317. A tertiary haloalkane is generally a very poor substrate for an \(\mathrm{S_N2}\) reaction mainly because:
ⓐ. its carbon–halogen bond has no polarity
ⓑ. it cannot contain a leaving group
ⓒ. tertiary carbon atoms cannot form four covalent bonds
ⓓ. steric crowding blocks backside attack
Correct Answer: steric crowding blocks backside attack
Explanation: The nucleophile in an \(\mathrm{S_N2}\) reaction must approach along the direction opposite the carbon–halogen bond. In a tertiary haloalkane, three bulky alkyl groups surround the electrophilic carbon. These groups block close approach to the required backside region. The resulting steric repulsion greatly raises the activation barrier for substitution. The carbon–halogen bond is still polar, but polarity alone cannot overcome the severe geometric obstruction. Tertiary substrates therefore tend to follow other pathways under suitable conditions.
318. Three primary bromoalkanes are treated separately with the same concentration of a strong nucleophile in the same polar aprotic solvent.
Sample P: \(\mathrm{CH_3CH_2CH_2Br}\)
Sample Q: \(\mathrm{(CH_3)_2CHCH_2Br}\)
Sample R: \(\mathrm{(CH_3)_3CCH_2Br}\)
The most reasonable \(\mathrm{S_N2}\) rate order is:
ⓐ. \(\mathrm{R\gt Q\gt P}\)
ⓑ. \(\mathrm{P\gt Q\gt R}\)
ⓒ. \(\mathrm{Q\gt R\gt P}\)
ⓓ. \(\mathrm{P\gt R\gt Q}\)
Correct Answer: \(\mathrm{P\gt Q\gt R}\)
Explanation: All three compounds are primary because the carbon bearing bromine is attached to only one other carbon. Primary classification alone, however, does not make their steric environments identical. Sample P has the least branching near the reacting carbon and permits relatively easy backside attack. Sample Q has additional branching at the neighbouring carbon and is more hindered. Sample R is neopentyl bromide, whose bulky tert-butyl group strongly blocks access to the \(\mathrm{CH_2Br}\) carbon. The rate order therefore decreases as nearby branching increases.

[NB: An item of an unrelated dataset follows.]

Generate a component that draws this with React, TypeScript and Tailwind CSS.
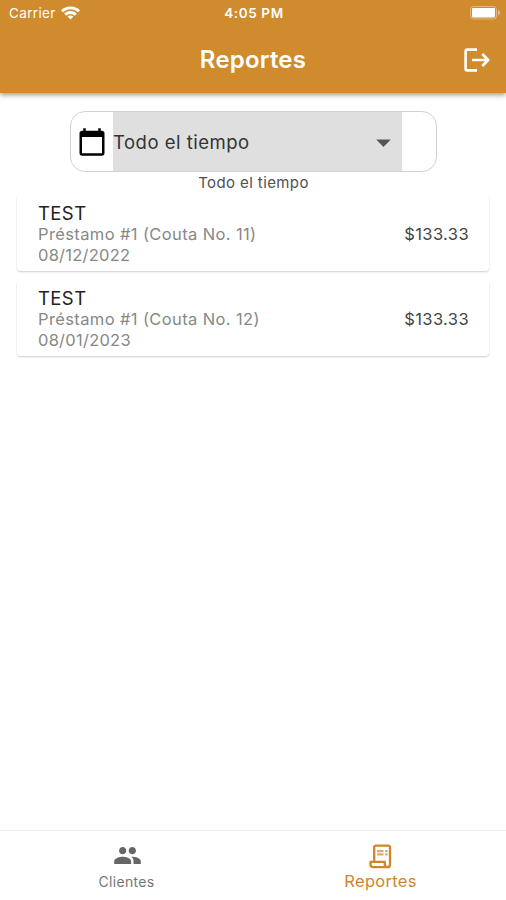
import { MdArrowDropDown, MdCalendarToday, MdPeople } from "react-icons/md";

const payments = [
  { name: "TEST", detail: "Préstamo #1 (Couta No. 11)", date: "08/12/2022", amount: "$133.33" },
  { name: "TEST", detail: "Préstamo #1 (Couta No. 12)", date: "08/01/2023", amount: "$133.33" },
];

const StatusBar = () => (
  <div className="grid grid-cols-3 items-center h-[26px] pl-[9px] pr-[5px] text-white">
    <div className="flex items-center gap-[5px]">
      <span className="text-[13.5px] tracking-[0.35px]">Carrier</span>
      <svg width="19" height="14" viewBox="0 0 19 14" fill="none" stroke="white" strokeWidth="2.9">
        <path d="M1 5.2C5.7 0.8 13.3 0.8 18 5.2" />
        <path d="M4.2 8.6C7.2 5.8 11.8 5.8 14.8 8.6" />
        <path d="M9.5 13.5L6.6 10.6C8.2 9.1 10.8 9.1 12.4 10.6Z" fill="white" stroke="none" />
      </svg>
    </div>
    <span className="-ml-[2px] text-center text-[13.5px] font-semibold tracking-[0.6px]">4:05 PM</span>
    <svg className="justify-self-end" width="31" height="14" viewBox="0 0 31 14">
      <rect x="0.5" y="0.5" width="26" height="12.5" rx="3" fill="none" stroke="#e5b682" />
      <rect x="2" y="2" width="23" height="9.5" rx="1" fill="white" />
      <path d="M28 4C30.8 5 30.8 8.5 28 9.5Z" fill="#e5b682" />
    </svg>
  </div>
);

const LogoutIcon = () => (
  <svg
    width="26"
    height="24"
    viewBox="0 0 26 24"
    fill="none"
    stroke="white"
    strokeWidth="2.6"
    strokeLinejoin="round"
  >
    <path d="M13 1.6H3.2Q1.6 1.6 1.6 3.2V20.8Q1.6 22.4 3.2 22.4H13" />
    <path d="M8 12H24M18.3 6L24.2 12L18.3 18" />
  </svg>
);

const ReceiptIcon = () => (
  <svg width="23" height="25" viewBox="0 0 23 25" fill="none" stroke="currentColor" strokeWidth="2.3" strokeLinejoin="round">
    <path d="M5.2 17V3.2Q5.2 1.6 6.8 1.6H19.4Q21 1.6 21 3.2V20.4Q21 23.2 18.3 23.2H4.2Q1.5 23.2 1.5 20.4V17.8H15.8V20.6Q15.8 23.2 18.3 23.2" />
    <path d="M8 7.2H14.5M8 10.4H14.5M16.2 7.2H18.6M16.2 10.4H18.6" strokeWidth="2.2" opacity="0.7" />
  </svg>
);

const App = () => {
  return (
    <div className="flex flex-col h-[900px] w-[506px] overflow-hidden bg-white font-['Inter','Liberation_Sans',sans-serif]">
      {/* Header */}
      <header className="h-[93px] shrink-0 bg-[#d08b2d] shadow-[0_2px_5px_rgba(0,0,0,0.4)]">
        <StatusBar />
        <div className="grid grid-cols-3 items-center h-[67px] px-[15.5px] text-white">
          <h1 className="col-start-2 text-center text-[24px] font-semibold leading-none tracking-[0.2px]">Reportes</h1>
          <div className="justify-self-end">
            <LogoutIcon />
          </div>
        </div>
      </header>

      <main className="flex-1 flex flex-col items-center pt-[18px]">
        {/* Period filter */}
        <div className="flex h-[61px] w-[367px] ml-[1px] rounded-[15px] border border-[#d2d2d2] overflow-hidden">
          <div className="flex items-center w-[42px] pt-[1px] pl-[6px]">
            <MdCalendarToday size={30} color="black" />
          </div>
          <div className="flex items-center justify-between w-[289px] pt-[2px] pr-[1px] bg-[#dfdfdf] text-[#333]">
            <span className="text-[18.5px] tracking-[0.5px]">Todo el tiempo</span>
            <MdArrowDropDown size={35} color="#555" />
          </div>
        </div>
        <p className="mt-[1px] ml-[1px] text-[15px] leading-[20px] tracking-[0.4px] text-[#505050]">Todo el tiempo</p>

        {/* Payments */}
        <div className="flex flex-col gap-[9px] w-[472px] mt-[2px]">
          {payments.map((payment) => (
            <div
              key={payment.date}
              className="flex items-center justify-between h-[76px] pt-[3px] pl-[21px] pr-[20px] rounded-[4px] bg-white shadow-[0_1px_2px_rgba(0,0,0,0.2)]"
            >
              <div className="text-[16.5px] leading-[21px] text-[#888]">
                <p className="text-[18.5px] tracking-[0.4px] text-[#222]">{payment.name}</p>
                <p className="tracking-[0.38px]">{payment.detail}</p>
                <p className="tracking-[0.25px]">{payment.date}</p>
              </div>
              <span className="text-[16.5px] tracking-[0.4px] text-[#444]">{payment.amount}</span>
            </div>
          ))}
        </div>
      </main>

      {/* Bottom tabs */}
      <nav className="grid grid-cols-2 h-[70px] shrink-0 border-t border-[#f0f0f0]">
        <div className="flex flex-col items-center pt-[10px] text-[#666]">
          <MdPeople className="ml-px" size={29} />
          <span className="mt-[2px] text-[14px] leading-[20px] tracking-[0.35px] text-[#777]">Clientes</span>
        </div>
        <div className="flex flex-col items-center pt-[13px] pl-[2px] text-[#d0852d]">
          <ReceiptIcon />
          <span className="mt-[2px] text-[16.5px] leading-[20px] tracking-[0.3px]">Reportes</span>
        </div>
      </nav>
    </div>
  );
};

export default App;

319. Steric hindrance at four alkyl bromides is assessed for an ideal \(\mathrm{S_N2}\) reaction.
P. \(\mathrm{CH_3Br}\) — minimal hindrance
Q. \(\mathrm{CH_3CH_2Br}\) — low hindrance
R. \(\mathrm{(CH_3)_2CHBr}\) — moderate hindrance
S. \(\mathrm{(CH_3)_3CBr}\) — severe hindrance
Select the appropriate evaluation.
ⓐ. all four are reasonable
ⓑ. only P and Q are reasonable
ⓒ. only Q, R, and S are reasonable
ⓓ. only P, R, and S are reasonable
Correct Answer: all four are reasonable
Explanation: Methyl bromide offers essentially unrestricted access to the reacting carbon. Bromoethane is primary and has relatively low steric demand. \(2\)-Bromopropane is secondary, so two carbon groups partially obstruct the backside approach. Tert-butyl bromide has three alkyl groups surrounding the reaction centre and is extremely hindered. The entries therefore show the progressive decrease in \(\mathrm{S_N2}\) accessibility from methyl to tertiary substrate.

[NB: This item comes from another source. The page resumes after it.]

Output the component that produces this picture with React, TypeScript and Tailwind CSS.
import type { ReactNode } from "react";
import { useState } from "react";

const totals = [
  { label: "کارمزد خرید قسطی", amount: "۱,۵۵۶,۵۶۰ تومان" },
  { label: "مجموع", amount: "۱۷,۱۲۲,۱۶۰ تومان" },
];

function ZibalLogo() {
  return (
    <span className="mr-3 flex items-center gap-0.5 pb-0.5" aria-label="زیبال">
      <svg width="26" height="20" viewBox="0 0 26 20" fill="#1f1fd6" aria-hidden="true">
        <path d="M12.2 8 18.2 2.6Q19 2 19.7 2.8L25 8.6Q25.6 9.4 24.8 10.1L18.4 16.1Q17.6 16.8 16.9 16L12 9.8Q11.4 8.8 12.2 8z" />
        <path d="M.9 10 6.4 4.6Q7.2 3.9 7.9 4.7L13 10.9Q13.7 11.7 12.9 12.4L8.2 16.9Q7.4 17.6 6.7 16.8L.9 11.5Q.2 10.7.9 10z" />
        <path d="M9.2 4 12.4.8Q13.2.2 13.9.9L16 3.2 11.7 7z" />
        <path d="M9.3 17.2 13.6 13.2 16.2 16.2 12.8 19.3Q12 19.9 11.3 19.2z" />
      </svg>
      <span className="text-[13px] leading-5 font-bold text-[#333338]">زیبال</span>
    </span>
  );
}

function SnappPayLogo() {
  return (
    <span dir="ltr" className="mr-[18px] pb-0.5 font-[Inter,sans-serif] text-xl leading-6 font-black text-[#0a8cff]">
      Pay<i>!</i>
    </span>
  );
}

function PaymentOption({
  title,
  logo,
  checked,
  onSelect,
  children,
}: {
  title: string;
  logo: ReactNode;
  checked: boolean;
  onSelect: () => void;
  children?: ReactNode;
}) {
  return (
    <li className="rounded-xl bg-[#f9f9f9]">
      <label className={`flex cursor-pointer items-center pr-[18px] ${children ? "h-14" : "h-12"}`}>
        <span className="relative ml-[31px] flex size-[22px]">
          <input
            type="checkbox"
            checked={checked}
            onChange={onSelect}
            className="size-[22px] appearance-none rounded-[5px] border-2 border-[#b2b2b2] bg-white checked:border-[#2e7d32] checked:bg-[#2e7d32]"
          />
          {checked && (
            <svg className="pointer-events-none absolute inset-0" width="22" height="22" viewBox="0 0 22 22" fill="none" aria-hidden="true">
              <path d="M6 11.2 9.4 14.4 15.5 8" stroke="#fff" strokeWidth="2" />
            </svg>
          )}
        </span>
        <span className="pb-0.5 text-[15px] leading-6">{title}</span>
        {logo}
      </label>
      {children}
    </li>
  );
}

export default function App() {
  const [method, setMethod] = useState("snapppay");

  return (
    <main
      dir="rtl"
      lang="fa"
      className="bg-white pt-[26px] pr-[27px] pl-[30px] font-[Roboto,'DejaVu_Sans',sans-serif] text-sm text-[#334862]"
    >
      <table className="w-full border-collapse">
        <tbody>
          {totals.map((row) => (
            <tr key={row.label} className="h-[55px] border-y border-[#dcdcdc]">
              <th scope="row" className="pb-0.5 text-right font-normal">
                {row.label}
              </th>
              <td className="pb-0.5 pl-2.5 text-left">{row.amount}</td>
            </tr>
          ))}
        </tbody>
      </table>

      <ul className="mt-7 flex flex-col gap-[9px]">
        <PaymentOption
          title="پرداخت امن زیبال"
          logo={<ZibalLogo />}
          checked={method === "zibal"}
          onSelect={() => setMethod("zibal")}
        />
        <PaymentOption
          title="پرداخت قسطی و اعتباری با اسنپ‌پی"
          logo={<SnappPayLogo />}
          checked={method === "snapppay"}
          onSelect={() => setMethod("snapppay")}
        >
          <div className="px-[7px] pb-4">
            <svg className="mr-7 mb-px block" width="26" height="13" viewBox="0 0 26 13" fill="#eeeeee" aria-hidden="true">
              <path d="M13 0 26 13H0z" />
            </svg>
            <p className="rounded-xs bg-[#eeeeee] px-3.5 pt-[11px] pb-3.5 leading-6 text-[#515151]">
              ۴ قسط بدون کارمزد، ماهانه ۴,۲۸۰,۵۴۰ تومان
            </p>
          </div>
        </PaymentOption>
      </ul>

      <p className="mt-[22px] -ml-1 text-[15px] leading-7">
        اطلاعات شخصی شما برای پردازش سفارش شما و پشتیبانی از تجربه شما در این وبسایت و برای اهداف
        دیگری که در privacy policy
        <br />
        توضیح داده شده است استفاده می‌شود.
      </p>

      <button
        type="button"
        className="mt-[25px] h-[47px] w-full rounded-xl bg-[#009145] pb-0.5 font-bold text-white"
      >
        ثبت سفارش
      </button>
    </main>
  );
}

320. Under otherwise identical \(\mathrm{S_N2}\) conditions, increasing steric crowding near the carbon bearing the leaving group generally:
ⓐ. increases the rate because bulky groups attract the nucleophile
ⓑ. decreases the rate by obstructing backside attack
ⓒ. first decreases and then increases the rate without limit
ⓓ. has no effect because substrate structure is absent from the rate law
Correct Answer: decreases the rate by obstructing backside attack
Explanation: An \(\mathrm{S_N2}\) reaction requires the nucleophile to approach the electrophilic carbon from the side opposite the leaving group. Increasing steric crowding makes this approach more difficult. Greater repulsion must be overcome to reach the transition-state geometry, so the activation energy rises and the reaction rate falls. The effect is especially pronounced on moving from primary to secondary and tertiary substrates. Substrate structure therefore influences the rate constant even though the concentration term in the rate law is written simply as \([\mathrm{R-X}]\).